§ Exercise objective
Filter the records for lines holding the string "Tailwind".
##############################
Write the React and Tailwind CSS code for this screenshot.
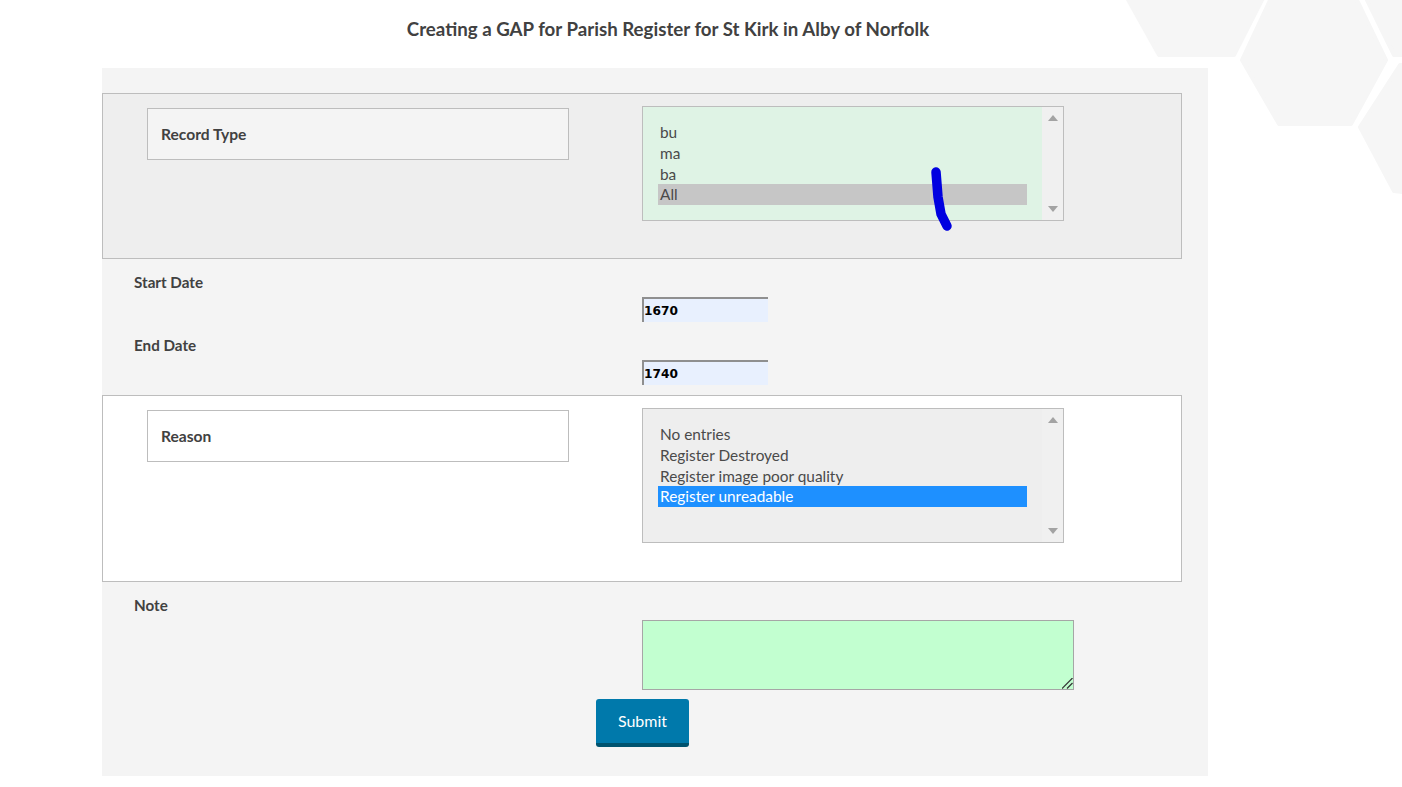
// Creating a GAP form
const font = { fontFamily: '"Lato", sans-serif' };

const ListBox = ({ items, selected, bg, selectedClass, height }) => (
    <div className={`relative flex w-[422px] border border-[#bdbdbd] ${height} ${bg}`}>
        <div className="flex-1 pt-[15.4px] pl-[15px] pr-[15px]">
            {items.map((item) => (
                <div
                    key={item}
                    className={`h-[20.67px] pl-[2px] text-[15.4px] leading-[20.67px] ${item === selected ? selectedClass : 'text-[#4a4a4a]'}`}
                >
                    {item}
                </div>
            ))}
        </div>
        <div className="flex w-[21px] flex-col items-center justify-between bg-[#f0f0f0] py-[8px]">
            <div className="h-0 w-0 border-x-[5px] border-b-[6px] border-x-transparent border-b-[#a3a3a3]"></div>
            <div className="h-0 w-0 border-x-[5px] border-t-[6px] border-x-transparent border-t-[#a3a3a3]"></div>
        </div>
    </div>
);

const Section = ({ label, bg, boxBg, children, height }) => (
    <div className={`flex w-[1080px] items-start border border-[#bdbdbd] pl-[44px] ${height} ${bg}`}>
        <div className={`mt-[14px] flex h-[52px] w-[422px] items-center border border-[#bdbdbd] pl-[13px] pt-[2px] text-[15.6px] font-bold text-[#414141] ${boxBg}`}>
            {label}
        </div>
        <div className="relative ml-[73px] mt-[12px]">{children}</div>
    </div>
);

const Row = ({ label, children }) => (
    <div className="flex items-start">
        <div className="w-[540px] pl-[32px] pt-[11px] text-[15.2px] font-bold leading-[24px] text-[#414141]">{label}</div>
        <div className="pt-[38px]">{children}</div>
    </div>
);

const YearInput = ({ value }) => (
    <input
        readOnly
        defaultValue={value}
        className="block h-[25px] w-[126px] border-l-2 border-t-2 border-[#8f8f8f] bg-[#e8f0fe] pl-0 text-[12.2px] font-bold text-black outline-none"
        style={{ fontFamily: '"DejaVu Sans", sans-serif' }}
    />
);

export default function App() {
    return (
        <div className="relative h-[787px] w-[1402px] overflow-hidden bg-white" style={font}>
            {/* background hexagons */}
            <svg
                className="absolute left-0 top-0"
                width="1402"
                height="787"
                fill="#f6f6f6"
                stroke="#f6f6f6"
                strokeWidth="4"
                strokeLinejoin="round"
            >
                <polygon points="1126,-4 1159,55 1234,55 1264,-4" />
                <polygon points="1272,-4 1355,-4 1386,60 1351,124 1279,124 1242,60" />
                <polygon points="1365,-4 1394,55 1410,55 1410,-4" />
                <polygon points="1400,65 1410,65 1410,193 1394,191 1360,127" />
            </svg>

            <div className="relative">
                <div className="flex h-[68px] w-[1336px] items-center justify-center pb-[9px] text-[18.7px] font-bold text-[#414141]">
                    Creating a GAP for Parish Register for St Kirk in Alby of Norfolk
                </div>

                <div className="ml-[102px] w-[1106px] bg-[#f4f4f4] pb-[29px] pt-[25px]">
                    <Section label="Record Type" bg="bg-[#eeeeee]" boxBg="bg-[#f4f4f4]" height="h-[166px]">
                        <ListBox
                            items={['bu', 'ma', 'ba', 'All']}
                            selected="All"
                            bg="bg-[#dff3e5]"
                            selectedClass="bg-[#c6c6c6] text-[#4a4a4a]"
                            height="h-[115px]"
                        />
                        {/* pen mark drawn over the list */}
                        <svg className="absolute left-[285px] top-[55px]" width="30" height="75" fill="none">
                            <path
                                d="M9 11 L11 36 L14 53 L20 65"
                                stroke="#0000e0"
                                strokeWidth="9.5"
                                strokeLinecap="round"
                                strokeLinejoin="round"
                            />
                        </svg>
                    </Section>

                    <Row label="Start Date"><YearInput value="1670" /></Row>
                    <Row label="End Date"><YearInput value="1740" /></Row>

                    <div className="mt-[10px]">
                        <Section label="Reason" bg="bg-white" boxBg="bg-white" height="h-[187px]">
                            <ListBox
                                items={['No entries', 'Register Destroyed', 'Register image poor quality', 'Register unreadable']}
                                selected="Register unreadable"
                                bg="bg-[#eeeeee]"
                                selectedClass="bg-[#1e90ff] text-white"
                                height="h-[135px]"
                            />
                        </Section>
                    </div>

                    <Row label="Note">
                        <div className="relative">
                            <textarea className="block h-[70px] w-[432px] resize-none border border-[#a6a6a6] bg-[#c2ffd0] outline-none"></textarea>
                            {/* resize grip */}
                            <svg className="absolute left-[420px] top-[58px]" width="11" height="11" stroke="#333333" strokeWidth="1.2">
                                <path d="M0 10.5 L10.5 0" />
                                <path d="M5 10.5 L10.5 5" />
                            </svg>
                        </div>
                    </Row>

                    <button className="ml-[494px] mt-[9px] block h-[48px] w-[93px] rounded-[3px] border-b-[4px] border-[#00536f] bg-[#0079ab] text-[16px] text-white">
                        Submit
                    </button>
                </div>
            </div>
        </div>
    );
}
##############################
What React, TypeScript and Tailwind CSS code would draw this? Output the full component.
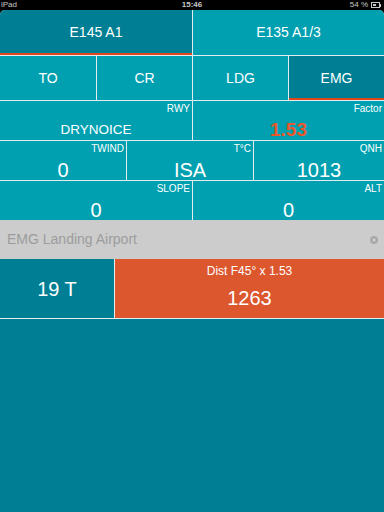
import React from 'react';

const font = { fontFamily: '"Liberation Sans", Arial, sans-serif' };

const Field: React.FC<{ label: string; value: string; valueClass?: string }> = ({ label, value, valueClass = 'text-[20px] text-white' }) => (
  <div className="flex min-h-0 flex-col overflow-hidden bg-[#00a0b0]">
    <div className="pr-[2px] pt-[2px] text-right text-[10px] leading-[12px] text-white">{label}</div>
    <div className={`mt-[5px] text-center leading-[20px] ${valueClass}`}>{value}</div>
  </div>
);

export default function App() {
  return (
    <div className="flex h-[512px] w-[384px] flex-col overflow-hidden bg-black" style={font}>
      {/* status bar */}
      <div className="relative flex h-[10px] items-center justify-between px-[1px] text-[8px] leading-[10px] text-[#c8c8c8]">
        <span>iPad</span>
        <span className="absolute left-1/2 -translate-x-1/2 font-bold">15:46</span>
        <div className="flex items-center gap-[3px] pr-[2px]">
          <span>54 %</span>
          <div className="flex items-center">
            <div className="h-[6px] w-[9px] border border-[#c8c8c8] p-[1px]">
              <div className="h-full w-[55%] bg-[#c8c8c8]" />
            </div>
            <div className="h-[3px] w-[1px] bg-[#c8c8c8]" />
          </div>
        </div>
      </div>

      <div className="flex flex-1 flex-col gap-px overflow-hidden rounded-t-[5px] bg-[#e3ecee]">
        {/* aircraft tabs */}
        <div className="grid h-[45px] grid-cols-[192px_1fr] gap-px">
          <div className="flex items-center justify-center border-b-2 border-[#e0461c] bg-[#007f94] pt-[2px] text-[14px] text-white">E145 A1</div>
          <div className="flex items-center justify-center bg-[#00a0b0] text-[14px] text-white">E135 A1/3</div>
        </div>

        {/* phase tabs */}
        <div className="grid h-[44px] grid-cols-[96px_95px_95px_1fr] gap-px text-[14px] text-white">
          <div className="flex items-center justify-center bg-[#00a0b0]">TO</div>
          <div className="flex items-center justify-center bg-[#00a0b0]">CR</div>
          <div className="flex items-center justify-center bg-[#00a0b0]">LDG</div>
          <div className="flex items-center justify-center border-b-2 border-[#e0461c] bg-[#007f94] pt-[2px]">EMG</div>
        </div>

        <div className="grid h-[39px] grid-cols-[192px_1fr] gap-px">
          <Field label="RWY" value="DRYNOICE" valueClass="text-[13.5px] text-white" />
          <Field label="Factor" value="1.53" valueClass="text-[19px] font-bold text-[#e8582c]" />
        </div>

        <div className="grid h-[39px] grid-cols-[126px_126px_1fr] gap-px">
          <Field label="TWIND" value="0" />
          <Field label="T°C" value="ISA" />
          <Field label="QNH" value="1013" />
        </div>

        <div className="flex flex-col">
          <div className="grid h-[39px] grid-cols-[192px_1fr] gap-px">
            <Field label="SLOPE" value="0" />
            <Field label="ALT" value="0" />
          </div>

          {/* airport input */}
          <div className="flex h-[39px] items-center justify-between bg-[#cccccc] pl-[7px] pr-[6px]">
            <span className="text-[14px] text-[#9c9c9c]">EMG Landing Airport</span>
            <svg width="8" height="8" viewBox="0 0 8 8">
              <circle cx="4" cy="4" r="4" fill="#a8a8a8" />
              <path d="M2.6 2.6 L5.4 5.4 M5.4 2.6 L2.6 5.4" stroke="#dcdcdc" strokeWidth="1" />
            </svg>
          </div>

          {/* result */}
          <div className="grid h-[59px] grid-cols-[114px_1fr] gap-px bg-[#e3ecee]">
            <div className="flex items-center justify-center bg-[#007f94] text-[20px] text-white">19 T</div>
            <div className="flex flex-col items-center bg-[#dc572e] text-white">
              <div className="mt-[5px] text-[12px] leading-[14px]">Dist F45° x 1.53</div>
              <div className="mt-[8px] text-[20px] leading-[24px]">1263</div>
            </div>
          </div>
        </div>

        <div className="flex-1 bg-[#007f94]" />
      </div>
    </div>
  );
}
##############################
§ Complete output
Write the React and Tailwind CSS code for this screenshot.
What React, TypeScript and Tailwind CSS code would draw this? Output the full component.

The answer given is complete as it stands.